Abschrift eines griechischen Textes
Der
Fund von Frau Karen King ist in Koptisch, also einer späten Form des
Altägyptischen, gehalten. Gerade in den Oasen am Rande der Sahara werden
immer wieder gnostische Schriftfunde – zumal in koptischer Sprache –
gemacht. Der aktuelle Text soll indes einem privaten Sammler gehören,
der den Kontakt zu Karen King suchte. Daher muss die Frage seiner
Provenienz offen bleiben.
King
und Anne Marie Luijendijk von der Universität Princeton sagten indes,
der Text sei vermutlich eine Abschrift eines ursprünglich in
Altgriechisch verfassten Evangeliums aus der zweiten Hälfte des zweiten
Jahrhunderts, denn er weise Ähnlichkeiten mit anderen kürzlich
entdeckten Evangelien auf.
Dieser
Ansatz hat einiges für sich. So soll auch das sogenannte Evangelium der
Maria, das nur in einer koptischen Version erhalten ist, ursprünglich
ein griechischer Text gewesen sein, der Mitte des 2. Jahrhunderts
datiert wird. Allerdings ist nicht klar, wer mit Maria gemeint ist,
Maria Magdalena, Jesu Mutter oder eine andere Frau.
Sicherlich
als Maria Magdalena kann eine Figur des sogenannten
Philippus-Evangeliums angesprochen werden. Auch dabei handelt es sich um
eine gnostische Schrift, die wohl im 3. Jahrhundert entstand und die
1945 mit zahlreichen anderen Texten bei Nag Hamadi in Ägypten ans Licht
kam.
Darin
heißt es unter anderem: "Die Gefährtin (des Erlösers) ist Maria
Magdalena. Der (Erlöser liebte) sie mehr als (alle) Jünger und er küsste
sie (oft) auf ihren (Mund)." Dieses Zeichen der Zuneigung muss aber
nicht unbedingt erotisch gedeutet werden, sondern wird in der Regel als
Übertragung der Lehrkompetenz gesehen.
Frauen bekamen ihre Chance
Das
wiederum ist durchaus geeignet, die Position der Römischen Kirche im
Streit um eine mögliche Frauenordination erschüttern. Überhaupt geht die
gängige Überlieferung, Maria Magdalena habe ihren Lebensunterhalt als
Prostituierte verdienen müssen, keineswegs auf die Bibel, sondern auf
eine päpstliche Auslegung des fünften Jahrhunderts zurück.
Was
also könnte der Papyrus-Fetzen von Karen King uns sagen: Dass es in den
ersten Jahrhunderten deutlich mehr Spielarten des Christentums gegeben
hat, als wir uns – geprägt von zwei Großkirchen – vorstellen können.
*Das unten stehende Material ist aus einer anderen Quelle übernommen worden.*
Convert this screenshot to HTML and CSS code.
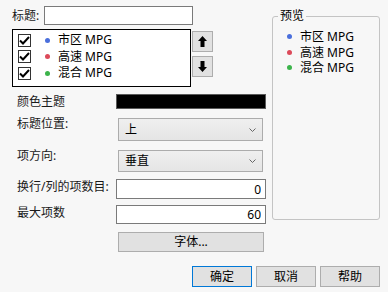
FILE: index.html
```html
<!DOCTYPE html>
<html lang="zh-CN">
<head>
    <meta charset="UTF-8">
    <title>图例设置</title>
    <link rel="stylesheet" href="styles.css">
</head>
<body>
    <div class="dialog">
        <div class="main">
            <div class="left">
                <div class="title-row">
                    <label class="title-label">标题:</label>
                    <input class="text-input title-input" type="text" value="">
                </div>
                <div class="list-row">
                    <div class="listbox">
                        <div class="item"><span class="check"><svg width="11" height="9" viewBox="0 0 11 9"><polyline points="1,4.5 4,7.5 10,1" fill="none" stroke="#000" stroke-width="2"/></svg></span><span class="dot blue"></span>市区 MPG</div>
                        <div class="item"><span class="check"><svg width="11" height="9" viewBox="0 0 11 9"><polyline points="1,4.5 4,7.5 10,1" fill="none" stroke="#000" stroke-width="2"/></svg></span><span class="dot red"></span>高速 MPG</div>
                        <div class="item"><span class="check"><svg width="11" height="9" viewBox="0 0 11 9"><polyline points="1,4.5 4,7.5 10,1" fill="none" stroke="#000" stroke-width="2"/></svg></span><span class="dot green"></span>混合 MPG</div>
                    </div>
                    <div class="arrows">
                        <button class="arrow-btn"><svg width="9" height="11" viewBox="0 0 9 11"><polygon points="4.5,0 9,5 6.5,5 6.5,11 2.5,11 2.5,5 0,5" fill="#000"/></svg></button>
                        <button class="arrow-btn"><svg width="9" height="11" viewBox="0 0 9 11"><polygon points="4.5,11 9,6 6.5,6 6.5,0 2.5,0 2.5,6 0,6" fill="#000"/></svg></button>
                    </div>
                </div>
                <div class="form">
                    <div class="row row-swatch">
                        <span class="label">颜色主题</span>
                        <span class="swatch"></span>
                    </div>
                    <div class="row row-pos">
                        <span class="label">标题位置:</span>
                        <div class="select"><span>上</span><svg width="7" height="4" viewBox="0 0 7 4"><polyline points="0.5,0.5 3.5,3.5 6.5,0.5" fill="none" stroke="#666" stroke-width="1"/></svg></div>
                    </div>
                    <div class="row row-dir">
                        <span class="label">项方向:</span>
                        <div class="select select-short"><span>垂直</span><svg width="7" height="4" viewBox="0 0 7 4"><polyline points="0.5,0.5 3.5,3.5 6.5,0.5" fill="none" stroke="#666" stroke-width="1"/></svg></div>
                    </div>
                    <div class="row row-wrap">
                        <span class="label">换行/列的项数目:</span>
                        <input class="text-input num-input" type="text" value="0">
                    </div>
                    <div class="row row-max">
                        <span class="label">最大项数</span>
                        <input class="text-input num-input num-short" type="text" value="60">
                    </div>
                    <div class="row row-font">
                        <span class="label"></span>
                        <button class="btn font-btn">字体...</button>
                    </div>
                </div>
            </div>
            <fieldset class="preview">
                <legend>预览</legend>
                <div class="preview-item"><span class="dot blue"></span>市区 MPG</div>
                <div class="preview-item"><span class="dot red"></span>高速 MPG</div>
                <div class="preview-item"><span class="dot green"></span>混合 MPG</div>
            </fieldset>
        </div>
        <div class="actions">
            <button class="btn action-btn default">确定</button>
            <button class="btn action-btn">取消</button>
            <button class="btn action-btn">帮助</button>
        </div>
    </div>
</body>
</html>
```

FILE: styles.css
```css
* {
    margin: 0;
    padding: 0;
    box-sizing: border-box;
}
body {
    width: 388px;
    height: 292px;
    background-color: #f7f7f7;
    font-family: "Noto Sans", "Noto Sans CJK SC", sans-serif;
    font-size: 12px;
    color: #1a1a1a;
    overflow: hidden;
}
button, input {
    font-family: inherit;
    font-size: 12px;
    color: #000;
}
.dialog {
    padding: 6px 8px 0 12px;
}
.main {
    display: flex;
    align-items: flex-start;
}
.left {
    width: 254px;
}
.title-row {
    display: flex;
    align-items: center;
    height: 19px;
}
.title-label {
    width: 32px;
    line-height: 14px;
}
.text-input {
    background-color: #fff;
    border: 1px solid #7a7a7a;
    outline: none;
    padding: 0 4px;
}
.title-input {
    width: 149px;
    height: 19px;
}
.list-row {
    display: flex;
    margin-top: 4px;
}
.listbox {
    width: 179px;
    height: 58px;
    border: 1px solid #000;
    background-color: #fff;
    padding: 2px 0 0 5px;
}
.item {
    display: flex;
    align-items: center;
    height: 16.5px;
    line-height: 16px;
    color: #000;
}
.check {
    display: flex;
    align-items: center;
    justify-content: center;
    width: 13px;
    height: 13px;
    border: 1px solid #333;
    background-color: #fff;
}
.dot {
    display: inline-block;
    width: 5px;
    height: 5px;
    border-radius: 50%;
    margin-right: 8px;
}
.item .dot {
    margin-left: 14px;
}
.dot.blue {
    background-color: #4a6fdc;
}
.dot.red {
    background-color: #dc4a5a;
}
.dot.green {
    background-color: #3cb44b;
}
.arrows {
    display: flex;
    flex-direction: column;
    gap: 4px;
    margin: 2px 0 0 1px;
}
.arrow-btn {
    display: flex;
    align-items: center;
    justify-content: center;
    width: 21px;
    height: 21px;
    background-color: #e1e1e1;
    border: 1px solid #adadad;
}
.form {
    margin-top: 7px;
    padding-left: 5px;
}
.row {
    display: flex;
    align-items: flex-start;
}
.label {
    width: 99px;
    flex-shrink: 0;
    line-height: 12px;
    color: #1a1a1a;
}
.swatch {
    width: 150px;
    height: 15px;
    background-color: #000;
    border: 1px solid #5a5a5a;
}
.row-swatch .label {
    line-height: 15px;
}
.row-pos {
    margin-top: 9px;
}
.row-dir {
    margin-top: 9px;
}
.select {
    display: flex;
    align-items: center;
    justify-content: space-between;
    width: 145px;
    height: 23px;
    margin-left: 2px;
    padding: 0 6px 0 6px;
    background: linear-gradient(#efefef, #e5e5e5);
    border: 1px solid #acacac;
    color: #000;
    line-height: 14px;
}
.select-short {
    height: 22px;
}
.row-wrap {
    margin-top: 7px;
}
.row-wrap .label,
.row-max .label {
    line-height: 16px;
}
.num-input {
    width: 150px;
    height: 20px;
    text-align: right;
}
.num-short {
    height: 19px;
}
.row-max {
    margin-top: 6px;
}
.row-font {
    margin-top: 8px;
}
.btn {
    background-color: #e1e1e1;
    border: 1px solid #adadad;
    line-height: 14px;
}
.font-btn {
    width: 146px;
    height: 20px;
    margin-left: 2px;
}
.preview {
    width: 108px;
    height: 211px;
    margin: 3px 0 0 6px;
    padding: 0 0 0 5px;
    border: 1px solid #c4c4c4;
    border-radius: 3px;
}
.preview legend {
    padding: 0 2px;
    line-height: 14px;
    color: #000;
}
.preview-item {
    display: flex;
    align-items: center;
    height: 15.5px;
    line-height: 15px;
    padding-left: 9px;
    color: #000;
}
.preview-item:first-of-type {
    margin-top: 6px;
}
.actions {
    display: flex;
    justify-content: flex-end;
    gap: 4px;
    margin-top: 14px;
}
.action-btn {
    width: 60px;
    height: 21px;
}
.action-btn.default {
    border-color: #0078d7;
}
```
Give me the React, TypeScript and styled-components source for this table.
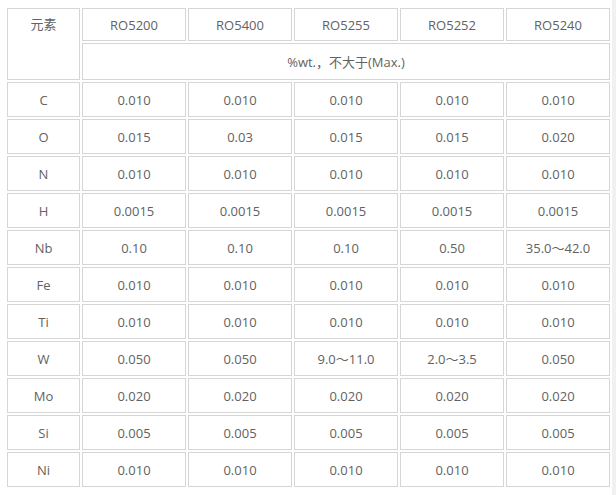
import React from "react";
import styled, { createGlobalStyle } from "styled-components";

const GlobalStyle = createGlobalStyle`
  html, body {
    margin: 0;
    padding: 0;
    background: #ffffff;
  }
  body {
    font-family: "Open Sans", "Noto Sans", "Noto Sans CJK SC", sans-serif;
  }
`;

const Page = styled.div`
  display: flex;
  width: 616px;
  min-height: 495px;
  background: #ffffff;
`;

const Content = styled.div`
  flex: 1;
  padding: 6px 0 0 5px;
`;

const Edge = styled.div`
  width: 4px;
  background: #f1f1f1;
`;

const Table = styled.table`
  width: 607px;
  table-layout: fixed;
  border-collapse: separate;
  border-spacing: 2px;
  color: #626262;
  font-size: 13px;
`;

const Cell = styled.td<{ $top?: boolean; $h?: number }>`
  box-sizing: border-box;
  height: ${(p) => p.$h ?? 35}px;
  padding: ${(p) => (p.$top ? "6px 0 0" : "0")};
  border: 1px solid #d6d6d6;
  text-align: center;
  vertical-align: ${(p) => (p.$top ? "top" : "middle")};
  white-space: nowrap;
  line-height: 18px;
`;

const Cjk = styled.span`
  font-family: "Noto Sans CJK SC", "Open Sans", sans-serif;
`;

const grades = ["RO5200", "RO5400", "RO5255", "RO5252", "RO5240"];

const rows: [string, string[]][] = [
  ["C", ["0.010", "0.010", "0.010", "0.010", "0.010"]],
  ["O", ["0.015", "0.03", "0.015", "0.015", "0.020"]],
  ["N", ["0.010", "0.010", "0.010", "0.010", "0.010"]],
  ["H", ["0.0015", "0.0015", "0.0015", "0.0015", "0.0015"]],
  ["Nb", ["0.10", "0.10", "0.10", "0.50", "35.0～42.0"]],
  ["Fe", ["0.010", "0.010", "0.010", "0.010", "0.010"]],
  ["Ti", ["0.010", "0.010", "0.010", "0.010", "0.010"]],
  ["W", ["0.050", "0.050", "9.0～11.0", "2.0～3.5", "0.050"]],
  ["Mo", ["0.020", "0.020", "0.020", "0.020", "0.020"]],
  ["Si", ["0.005", "0.005", "0.005", "0.005", "0.005"]],
  ["Ni", ["0.010", "0.010", "0.010", "0.010", "0.010"]],
];

export default function App() {
  return (
    <>
      <GlobalStyle />
      <Page>
        <Content>
          <Table>
            <colgroup>
              <col style={{ width: 73 }} />
              {grades.map((g) => (
                <col key={g} style={{ width: 104 }} />
              ))}
            </colgroup>
            <tbody>
              <tr>
                <Cell rowSpan={2} $top $h={33}>
                  <Cjk>元素</Cjk>
                </Cell>
                {grades.map((g) => (
                  <Cell key={g} $h={33}>
                    {g}
                  </Cell>
                ))}
              </tr>
              <tr>
                <Cell colSpan={5} $h={37}>
                  %wt.<Cjk>，不大于</Cjk>(Max.)
                </Cell>
              </tr>
              {rows.map(([el, vals]) => (
                <tr key={el}>
                  <Cell>{el}</Cell>
                  {vals.map((v, i) => (
                    <Cell key={i}>{v}</Cell>
                  ))}
                </tr>
              ))}
            </tbody>
          </Table>
        </Content>
        <Edge />
      </Page>
    </>
  );
}
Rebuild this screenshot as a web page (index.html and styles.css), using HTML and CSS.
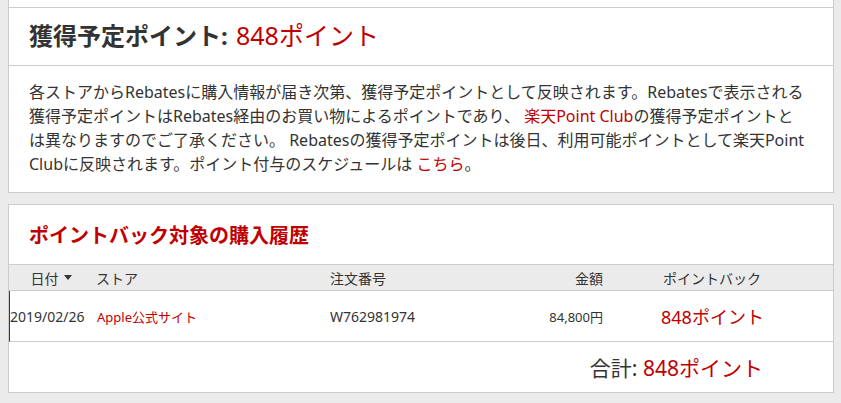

Dass es wahrscheinlich mehr christliche Evangelien gegeben hat als die
gut dreißig, die bislang bekannt sind. Und dass in vielen christlichen
Gemeinden Frauen die Chance erhielten, aus überkommenen Rollenmustern
auszubrechen.
In
der paganen Gesellschaft der Antike galten Frauen als minderwertig, als
allemal in der Lage, Kinder zu gebären, aufzuziehen und dem Mann zu
dienen. Auch die Glaubensordnung des persischen Religionsstifters Mani,
die sich im dritten Jahrhundert anschickte, mit dem Christentum um die
Seelen der Menschen zu konkurrieren (und dabei fast den Sieg davon
getragen hätte), hielt wenig von Emanzipation, predigte gar, dass
sexuelle Enthaltsamkeit der erste Schritt zu Erlösung sei.
Gemeinden,
die sich zur Gnosis hingezogen fühlten, sahen das offenbar anders.
Allerdings gehörten auch sie nicht zu den Siegern der Weltgeschichte.